The Chronicle investigations established that the students, who are involved in these fraudulent activities, would, upon hearing of the death of their colleague student, rush to their partners at the Controller and Accountant General’s Department in Cape Coast, to find out if the university authorities had officially informed them about the death. When they respond in the negative, they would then connive with them to secure his pay slips, fix fake passport pictures on documents, and use it to secure bank loans.

By the time the AG’s Department is informed about the death, the fraudsters would have absconded with the money, they had secured from the bank. The paper gathered that besides the names of deceased students being used to secure loans, some students who are alive have also fallen victim to the activities of the syndicate. The activities of the syndicate became bare when the family of one Isaac Ofosu, who is a student, but now deceased, went to the AG’s Department to sign documents for the release of the benefits of their family member.

Though Owusu died in 2007, the A-G’s Department was not informed, thus making it possible for the syndicate to secure his pay slips, and use them to secure GH¢10,000 loans from loan seven financial companies - Marlock Ventures Ltd, Utrak Financial Services Ltd, Jusk Ventures, KA-DAK Ent. Ltd, Erifakos Ventures, Staba Investment Ltd, and Anicado Farms and Trading Company.

Some of the financial companies The Chronicle spoke to expressed surprise upon hearing that Isaac had died two years ago, since they had recently granted the loans to the perpetrators of the fraud who were carrying the purported ID cards of the deceased for the dubious deals. The Chronicle undercover investigations at the Winneba University revealed that when Isaac Ofusu died, his family duly notified the school authorities. His family and the members of his Seventh Day Adventist (SDA) Church on campus were duly represented at the funeral. According to his brother, Mr. David Otchere, he was processing the Letters of Administration of Isaac when he received a call from the President of the SDA on campus, Mr. Richard Ofori, to see him urgently for some important information.

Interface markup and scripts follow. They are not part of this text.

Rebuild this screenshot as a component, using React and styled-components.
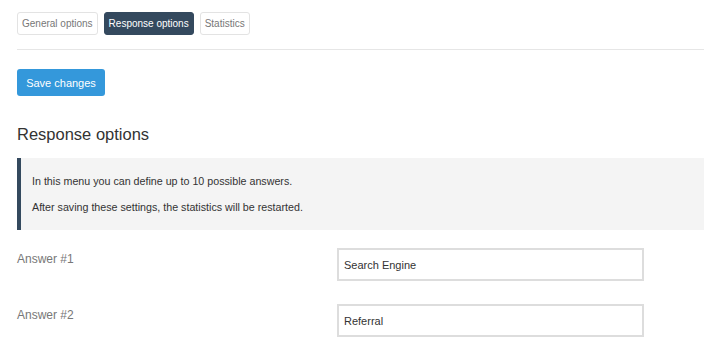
import styled, { createGlobalStyle } from "styled-components";

const GlobalStyle = createGlobalStyle`
  body {
    margin: 0;
    background: #fff;
    font-family: "Liberation Sans", Arial, sans-serif;
  }
`;

const Page = styled.div`
  padding: 12px 0 0 17px;
`;

const Tabs = styled.div`
  display: flex;
  gap: 6px;
`;

const Tab = styled.button`
  height: 23px;
  padding: 0 4px;
  font-family: inherit;
  font-size: 10px;
  border-radius: 3px;
  border: 1px solid ${(p) => (p.active ? "#34495e" : "#e3e3e3")};
  background: ${(p) => (p.active ? "#34495e" : "#fff")};
  color: ${(p) => (p.active ? "#fff" : "#777")};
`;

const Divider = styled.hr`
  border: 0;
  border-top: 1px solid #e6e6e6;
  margin: 14px 0 19px;
`;

const SaveButton = styled.button`
  height: 27px;
  width: 88px;
  font-family: inherit;
  font-size: 11px;
  color: #fff;
  background: #3498db;
  border: 0;
  border-radius: 3px;
`;

const Heading = styled.h2`
  margin: 28px 0 0;
  font-size: 16.5px;
  font-weight: 400;
  color: #333;
  line-height: 20px;
`;

const Notice = styled.div`
  margin-top: 14px;
  background: #f4f4f4;
  border-left: 4px solid #34495e;
  padding: 17px 11px 16px;
  font-size: 10.7px;
  color: #333;
  display: flex;
  flex-direction: column;
  gap: 13px;
  line-height: 13px;
`;

const Rows = styled.div`
  margin-top: 18px;
  display: flex;
  flex-direction: column;
  gap: 23px;
`;

const Row = styled.div`
  display: grid;
  grid-template-columns: 320px 307px;
  align-items: start;
`;

const Label = styled.label`
  font-size: 12px;
  color: #777;
  padding-top: 4px;
`;

const Input = styled.input`
  box-sizing: border-box;
  height: 33px;
  width: 307px;
  border: 2px solid #ddd;
  padding: 0 5px;
  font-family: inherit;
  font-size: 11px;
  color: #333;
`;

export default function App() {
  const answers = ["Search Engine", "Referral"];
  return (
    <>
      <GlobalStyle />
      <Page>
        <Tabs>
          <Tab>General options</Tab>
          <Tab active>Response options</Tab>
          <Tab>Statistics</Tab>
        </Tabs>
        <Divider />
        <SaveButton>Save changes</SaveButton>
        <Heading>Response options</Heading>
        <Notice>
          <div>In this menu you can define up to 10 possible answers.</div>
          <div>After saving these settings, the statistics will be restarted.</div>
        </Notice>
        <Rows>
          {answers.map((a, i) => (
            <Row key={i}>
              <Label>Answer #{i + 1}</Label>
              <Input defaultValue={a} />
            </Row>
          ))}
        </Rows>
      </Page>
    </>
  );
}
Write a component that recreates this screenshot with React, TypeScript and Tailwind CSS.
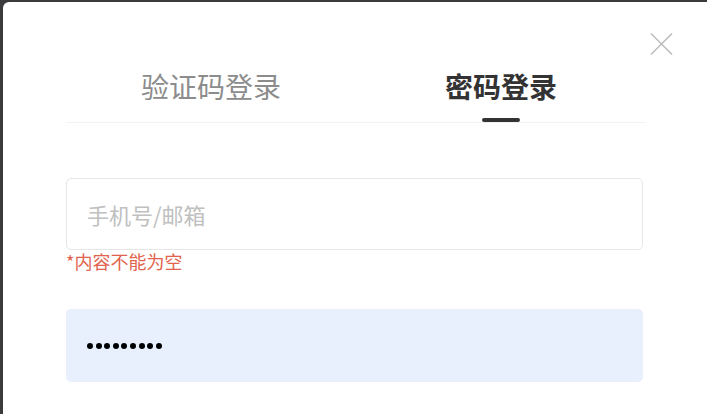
import React from "react";

export default function App() {
  const font = { fontFamily: '"Noto Sans CJK SC", "Noto Sans", sans-serif' };
  return (
    <div className="w-[707px] h-[414px] overflow-hidden bg-[#3b3b3d] pl-[3px] pt-[2px]" style={font}>
      <div className="relative h-[412px] w-[704px] rounded-tl-[6px] bg-white">
        <button className="absolute right-[34px] top-[30px] flex h-[23px] w-[23px] items-center justify-center">
          <svg width="24" height="24" viewBox="0 0 24 24" fill="none">
            <path d="M1 1L23 23M23 1L1 23" stroke="#bdbdbd" strokeWidth="1.6" />
          </svg>
        </button>
        <div className="ml-[63px] mr-[61px] pt-[69px]">
          <div className="flex border-b border-[#f2f2f2]">
            <div className="flex flex-1 flex-col items-center">
              <span className="text-[28px] leading-[30px] text-[#8c8c8c]">验证码登录</span>
              <div className="mt-[17px] h-[4px] w-[38px]" />
            </div>
            <div className="flex flex-1 flex-col items-center">
              <span className="text-[28px] leading-[30px] font-bold text-[#333333]">密码登录</span>
              <div className="mt-[17px] h-[4px] w-[38px] rounded-full bg-[#333333]" />
            </div>
          </div>
          <div className="mt-[55px] w-[577px]">
            <div className="flex h-[72px] items-center rounded-[5px] border border-[#e6e6e6] px-[20px]">
              <span className="text-[22px] text-[#c0c0c0]">手机号/邮箱</span>
            </div>
            <div className="mt-[2px] text-[18px] leading-[19px] text-[#e2634d]">*内容不能为空</div>
            <div className="mt-[38px] flex h-[73px] items-center rounded-[5px] bg-[#e8f0fe] px-[21px]">
              <div className="flex gap-[2.6px]">
                {Array.from({ length: 9 }).map((_, i) => (
                  <span key={i} className="block h-[6px] w-[6px] rounded-full bg-black" />
                ))}
              </div>
            </div>
          </div>
        </div>
      </div>
    </div>
  );
}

He said, when he met Mr. Ofori, he handed him three pay slips of his deceased brother, which indicated that GH¢4,700 had been deducted from the salary of his brother a few months after his death, and when he contacted the Accountant General’s Department for enquiry, he was told the amount had indeed been debited to the accounts of the deceased. “We didn’t even know he was still being paid, because as far as we the family was concerned, we informed the school authorities, so they should have informed all the necessary departments to stop paying his salary,” he told The Chronicle.

The Chairman of GNATOC, Mr. Amoah, confirmed to The Chronicle that the fraud was going on campus. “It’s a fact; it is a problem we are facing here on campus,” he said. According to him, before he took over office the problem was there, but had gotten to its peak currently.

“When I came into office, I tried to introduce the system of ID cards before one could take his pay slip from our office, yet still people are able to steal the pay slips of other students. The funny thing is that students are able to go for their pay slips from the Accountant General’s Department before it gets to the school, so before the slips come to the school they are scattered,” he stressed. He said they would use Ofosu’s case to get to the bottom of the fraud, and arrest those behind it.